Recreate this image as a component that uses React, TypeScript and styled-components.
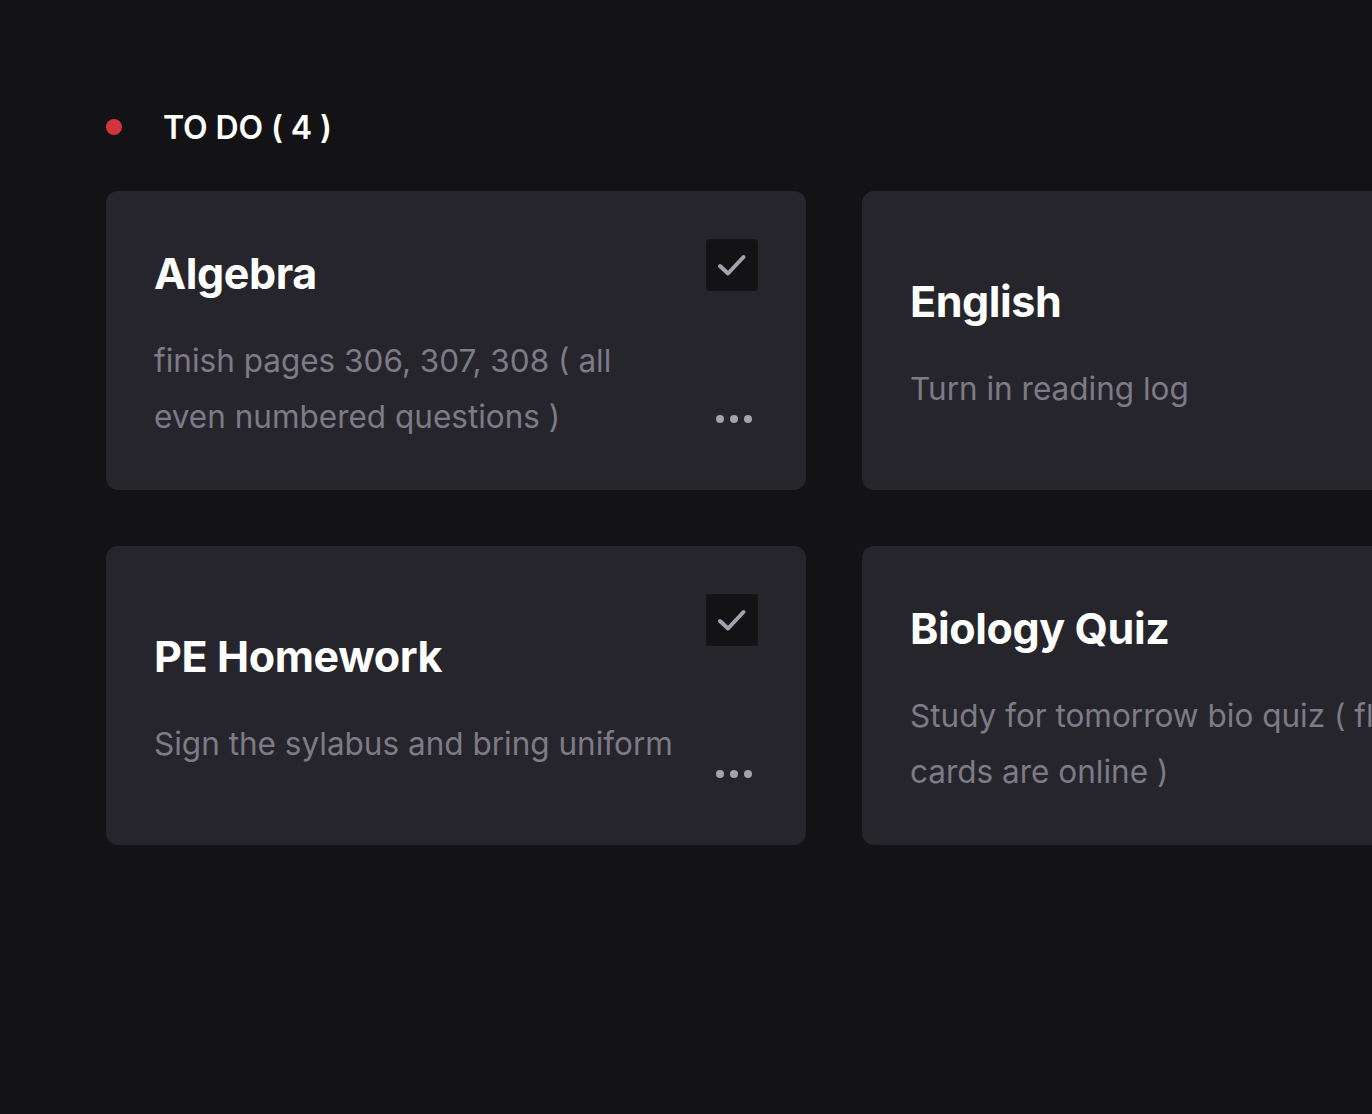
import styled, { createGlobalStyle } from 'styled-components';

type Task = {
  title: string;
  body: string;
  done: boolean;
};

const tasks: Task[] = [
  { title: 'Algebra', body: 'finish pages 306, 307, 308 ( all even numbered questions )', done: true },
  { title: 'English', body: 'Turn in reading log', done: true },
  { title: 'PE Homework', body: 'Sign the sylabus and bring uniform', done: true },
  { title: 'Biology Quiz', body: 'Study for tomorrow bio quiz ( flash cards are online )', done: true },
];

function App() {
  return (
    <>
      <GlobalStyle />
      <Page>
        <Column>
          <Header>
            <Dot />
            <HeaderTitle>TO DO ( {tasks.length} )</HeaderTitle>
          </Header>
          <Grid>
            {tasks.map(task => (
              <Card key={task.title}>
                <Content>
                  <Title>{task.title}</Title>
                  <Body>{task.body}</Body>
                </Content>
                {task.done && (
                  <Check>
                    <svg width='30' height='24' viewBox='0 0 30 24' fill='none'>
                      <path
                        d='M3 13 L11 20.5 L26.5 4'
                        stroke='#a3a2ad'
                        strokeWidth='4'
                        strokeLinecap='round'
                        strokeLinejoin='round'
                      />
                    </svg>
                  </Check>
                )}
                <More>
                  <span />
                  <span />
                  <span />
                </More>
              </Card>
            ))}
          </Grid>
        </Column>
      </Page>
    </>
  );
}

export default App;

const GlobalStyle = createGlobalStyle`
  html, body {
    margin: 0;
    padding: 0;
    background: #131316;
    overflow: hidden;
  }
  body {
    font-family: Inter, "Noto Sans", sans-serif;
    -webkit-font-smoothing: antialiased;
  }
  * {
    box-sizing: border-box;
  }
`;

const Page = styled.div`
  width: 1372px;
  height: 1114px;
  padding: 106px 0 0 106px;
  overflow: hidden;
`;

const Column = styled.div`
  display: flex;
  flex-direction: column;
  gap: 43px;
`;

const Header = styled.div`
  display: flex;
  align-items: center;
  gap: 41px;
  height: 42px;
`;

const Dot = styled.div`
  width: 16px;
  height: 16px;
  border-radius: 50%;
  background: #d2343e;
  flex-shrink: 0;
`;

const HeaderTitle = styled.h2`
  margin: 0;
  color: #ffffff;
  font-size: 32px;
  font-weight: 600;
  letter-spacing: -0.1px;
  white-space: nowrap;
`;

const Grid = styled.div`
  display: grid;
  grid-template-columns: 700px 700px;
  column-gap: 56px;
  row-gap: 56px;
`;

const Card = styled.div`
  position: relative;
  height: 299px;
  border-radius: 12px;
  background: #26252b;
  padding: 51px 130px 45px 48px;
  display: flex;
  align-items: center;
`;

const Content = styled.div`
  display: flex;
  flex-direction: column;
  gap: 30px;
  max-width: 522px;
`;

const Title = styled.h3`
  margin: 0;
  color: #ffffff;
  font-size: 43px;
  line-height: 60px;
  font-weight: 700;
  letter-spacing: -0.4px;
  white-space: nowrap;
`;

const Body = styled.p`
  margin: 0;
  color: #7c7b87;
  font-size: 31.5px;
  line-height: 56px;
  font-weight: 400;
`;

const Check = styled.div`
  position: absolute;
  top: 48px;
  right: 48px;
  width: 52px;
  height: 52px;
  border-radius: 4px;
  background: #131316;
  display: flex;
  align-items: center;
  justify-content: center;
`;

const More = styled.div`
  position: absolute;
  right: 54px;
  bottom: 67px;
  display: flex;
  gap: 6px;

  & span {
    width: 8px;
    height: 8px;
    border-radius: 50%;
    background: #a3a2ad;
  }
`;
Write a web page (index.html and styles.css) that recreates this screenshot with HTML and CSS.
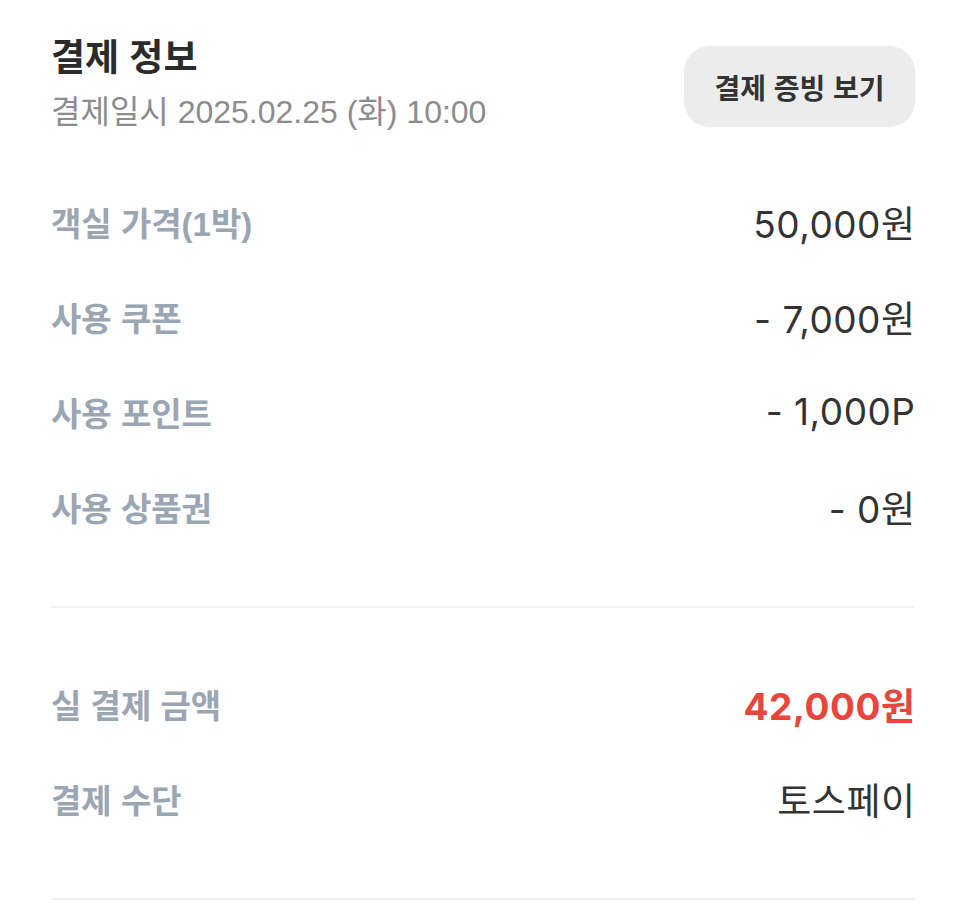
FILE: index.html
```html
<!DOCTYPE html>
<html lang="ko">
<head>
    <meta charset="UTF-8">
    <meta name="viewport" content="width=device-width, initial-scale=1.0">
    <title>결제 정보</title>
    <link rel="stylesheet" href="styles.css">
</head>
<body>
    <div class="payment">
        <div class="payment-header">
            <div>
                <h1 class="title">결제 정보</h1>
                <p class="date">결제일시 2025.02.25 (화) 10:00</p>
            </div>
            <button class="receipt-btn">결제 증빙 보기</button>
        </div>

        <div class="rows">
            <div class="row">
                <span class="label">객실 가격(1박)</span>
                <span class="value">50,000원</span>
            </div>
            <div class="row">
                <span class="label">사용 쿠폰</span>
                <span class="value">- 7,000원</span>
            </div>
            <div class="row">
                <span class="label">사용 포인트</span>
                <span class="value">- 1,000P</span>
            </div>
            <div class="row">
                <span class="label">사용 상품권</span>
                <span class="value">- 0원</span>
            </div>
        </div>

        <hr class="divider">

        <div class="rows rows-total">
            <div class="row">
                <span class="label">실 결제 금액</span>
                <span class="value total">42,000원</span>
            </div>
            <div class="row">
                <span class="label">결제 수단</span>
                <span class="value">토스페이</span>
            </div>
        </div>

        <hr class="divider">
    </div>
</body>
</html>
```

FILE: styles.css
```css
body {
    margin: 0;
    background: #ffffff;
    font-family: 'Liberation Sans', 'Noto Sans CJK KR', sans-serif;
    color: #333333;
}
.payment {
    padding: 46px 51px 0;
}
.payment-header {
    display: flex;
    justify-content: space-between;
    align-items: flex-start;
}
.title {
    margin: -13px 0 0;
    font-size: 37px;
    font-weight: 700;
    color: #2b2b2b;
    line-height: 52px;
}
.date {
    margin: 7px 0 0;
    font-size: 32px;
    color: #8c8c8c;
    line-height: 40px;
}
.receipt-btn {
    height: 81px;
    width: 231px;
    border: none;
    border-radius: 26px;
    background-color: #ececec;
    font-family: 'Noto Sans CJK KR', sans-serif;
    font-size: 28px;
    font-weight: 700;
    color: #333333;
    cursor: pointer;
}
.rows {
    margin-top: 42px;
}
.rows-total {
    margin-top: 48px;
}
.row {
    height: 95px;
    display: flex;
    justify-content: space-between;
    align-items: center;
}
.label {
    font-size: 33px;
    font-weight: 700;
    color: #9aa6b4;
}
.value {
    font-family: 'Inter', 'Noto Sans CJK KR', sans-serif;
    font-size: 37px;
    letter-spacing: 0.5px;
    margin-right: -0.5px;
    color: #333333;
}
.total {
    font-weight: 700;
    color: #e8453c;
}
.divider {
    margin: 52px 0 0;
    border: none;
    height: 2px;
    background-color: #f2f2f2;
}
```
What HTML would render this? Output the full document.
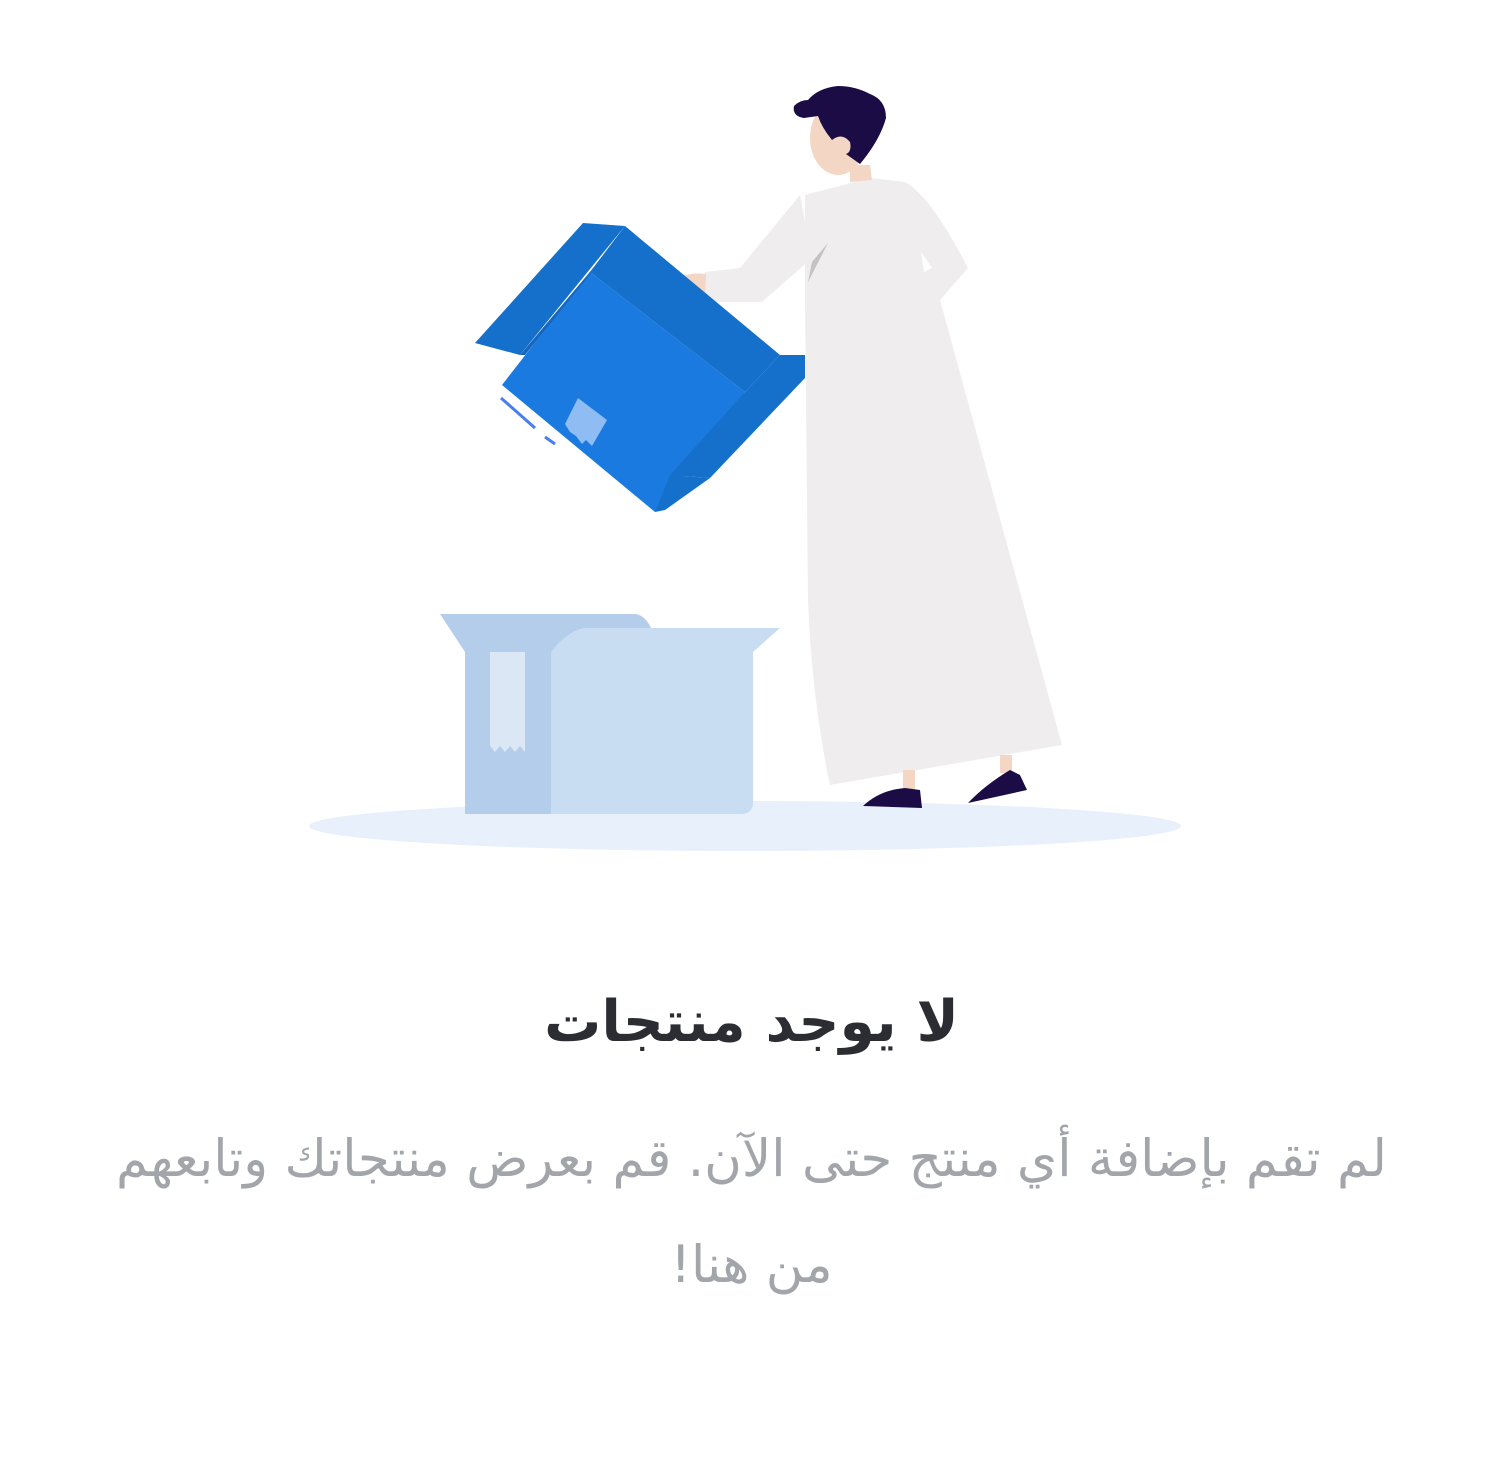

### PROBLEM STATEMENT:
Word for word, quote the lines above. Omit the pictures.

### ANSWER TO THIS TASK:
Recreate this image as a component that uses React, TypeScript and styled-components.
import styled, { createGlobalStyle } from 'styled-components';

type Task = {
  title: string;
  body: string;
  done: boolean;
};

const tasks: Task[] = [
  { title: 'Algebra', body: 'finish pages 306, 307, 308 ( all even numbered questions )', done: true },
  { title: 'English', body: 'Turn in reading log', done: true },
  { title: 'PE Homework', body: 'Sign the sylabus and bring uniform', done: true },
  { title: 'Biology Quiz', body: 'Study for tomorrow bio quiz ( flash cards are online )', done: true },
];

function App() {
  return (
    <>
      <GlobalStyle />
      <Page>
        <Column>
          <Header>
            <Dot />
            <HeaderTitle>TO DO ( {tasks.length} )</HeaderTitle>
          </Header>
          <Grid>
            {tasks.map(task => (
              <Card key={task.title}>
                <Content>
                  <Title>{task.title}</Title>
                  <Body>{task.body}</Body>
                </Content>
                {task.done && (
                  <Check>
                    <svg width='30' height='24' viewBox='0 0 30 24' fill='none'>
                      <path
                        d='M3 13 L11 20.5 L26.5 4'
                        stroke='#a3a2ad'
                        strokeWidth='4'
                        strokeLinecap='round'
                        strokeLinejoin='round'
                      />
                    </svg>
                  </Check>
                )}
                <More>
                  <span />
                  <span />
                  <span />
                </More>
              </Card>
            ))}
          </Grid>
        </Column>
      </Page>
    </>
  );
}

export default App;

const GlobalStyle = createGlobalStyle`
  html, body {
    margin: 0;
    padding: 0;
    background: #131316;
    overflow: hidden;
  }
  body {
    font-family: Inter, "Noto Sans", sans-serif;
    -webkit-font-smoothing: antialiased;
  }
  * {
    box-sizing: border-box;
  }
`;

const Page = styled.div`
  width: 1372px;
  height: 1114px;
  padding: 106px 0 0 106px;
  overflow: hidden;
`;

const Column = styled.div`
  display: flex;
  flex-direction: column;
  gap: 43px;
`;

const Header = styled.div`
  display: flex;
  align-items: center;
  gap: 41px;
  height: 42px;
`;

const Dot = styled.div`
  width: 16px;
  height: 16px;
  border-radius: 50%;
  background: #d2343e;
  flex-shrink: 0;
`;

const HeaderTitle = styled.h2`
  margin: 0;
  color: #ffffff;
  font-size: 32px;
  font-weight: 600;
  letter-spacing: -0.1px;
  white-space: nowrap;
`;

const Grid = styled.div`
  display: grid;
  grid-template-columns: 700px 700px;
  column-gap: 56px;
  row-gap: 56px;
`;

const Card = styled.div`
  position: relative;
  height: 299px;
  border-radius: 12px;
  background: #26252b;
  padding: 51px 130px 45px 48px;
  display: flex;
  align-items: center;
`;

const Content = styled.div`
  display: flex;
  flex-direction: column;
  gap: 30px;
  max-width: 522px;
`;

const Title = styled.h3`
  margin: 0;
  color: #ffffff;
  font-size: 43px;
  line-height: 60px;
  font-weight: 700;
  letter-spacing: -0.4px;
  white-space: nowrap;
`;

const Body = styled.p`
  margin: 0;
  color: #7c7b87;
  font-size: 31.5px;
  line-height: 56px;
  font-weight: 400;
`;

const Check = styled.div`
  position: absolute;
  top: 48px;
  right: 48px;
  width: 52px;
  height: 52px;
  border-radius: 4px;
  background: #131316;
  display: flex;
  align-items: center;
  justify-content: center;
`;

const More = styled.div`
  position: absolute;
  right: 54px;
  bottom: 67px;
  display: flex;
  gap: 6px;

  & span {
    width: 8px;
    height: 8px;
    border-radius: 50%;
    background: #a3a2ad;
  }
`;
Write a web page (index.html and styles.css) that recreates this screenshot with HTML and CSS.
FILE: index.html
```html
<!DOCTYPE html>
<html lang="ko">
<head>
    <meta charset="UTF-8">
    <meta name="viewport" content="width=device-width, initial-scale=1.0">
    <title>결제 정보</title>
    <link rel="stylesheet" href="styles.css">
</head>
<body>
    <div class="payment">
        <div class="payment-header">
            <div>
                <h1 class="title">결제 정보</h1>
                <p class="date">결제일시 2025.02.25 (화) 10:00</p>
            </div>
            <button class="receipt-btn">결제 증빙 보기</button>
        </div>

        <div class="rows">
            <div class="row">
                <span class="label">객실 가격(1박)</span>
                <span class="value">50,000원</span>
            </div>
            <div class="row">
                <span class="label">사용 쿠폰</span>
                <span class="value">- 7,000원</span>
            </div>
            <div class="row">
                <span class="label">사용 포인트</span>
                <span class="value">- 1,000P</span>
            </div>
            <div class="row">
                <span class="label">사용 상품권</span>
                <span class="value">- 0원</span>
            </div>
        </div>

        <hr class="divider">

        <div class="rows rows-total">
            <div class="row">
                <span class="label">실 결제 금액</span>
                <span class="value total">42,000원</span>
            </div>
            <div class="row">
                <span class="label">결제 수단</span>
                <span class="value">토스페이</span>
            </div>
        </div>

        <hr class="divider">
    </div>
</body>
</html>
```

FILE: styles.css
```css
body {
    margin: 0;
    background: #ffffff;
    font-family: 'Liberation Sans', 'Noto Sans CJK KR', sans-serif;
    color: #333333;
}
.payment {
    padding: 46px 51px 0;
}
.payment-header {
    display: flex;
    justify-content: space-between;
    align-items: flex-start;
}
.title {
    margin: -13px 0 0;
    font-size: 37px;
    font-weight: 700;
    color: #2b2b2b;
    line-height: 52px;
}
.date {
    margin: 7px 0 0;
    font-size: 32px;
    color: #8c8c8c;
    line-height: 40px;
}
.receipt-btn {
    height: 81px;
    width: 231px;
    border: none;
    border-radius: 26px;
    background-color: #ececec;
    font-family: 'Noto Sans CJK KR', sans-serif;
    font-size: 28px;
    font-weight: 700;
    color: #333333;
    cursor: pointer;
}
.rows {
    margin-top: 42px;
}
.rows-total {
    margin-top: 48px;
}
.row {
    height: 95px;
    display: flex;
    justify-content: space-between;
    align-items: center;
}
.label {
    font-size: 33px;
    font-weight: 700;
    color: #9aa6b4;
}
.value {
    font-family: 'Inter', 'Noto Sans CJK KR', sans-serif;
    font-size: 37px;
    letter-spacing: 0.5px;
    margin-right: -0.5px;
    color: #333333;
}
.total {
    font-weight: 700;
    color: #e8453c;
}
.divider {
    margin: 52px 0 0;
    border: none;
    height: 2px;
    background-color: #f2f2f2;
}
```
What HTML would render this? Output the full document.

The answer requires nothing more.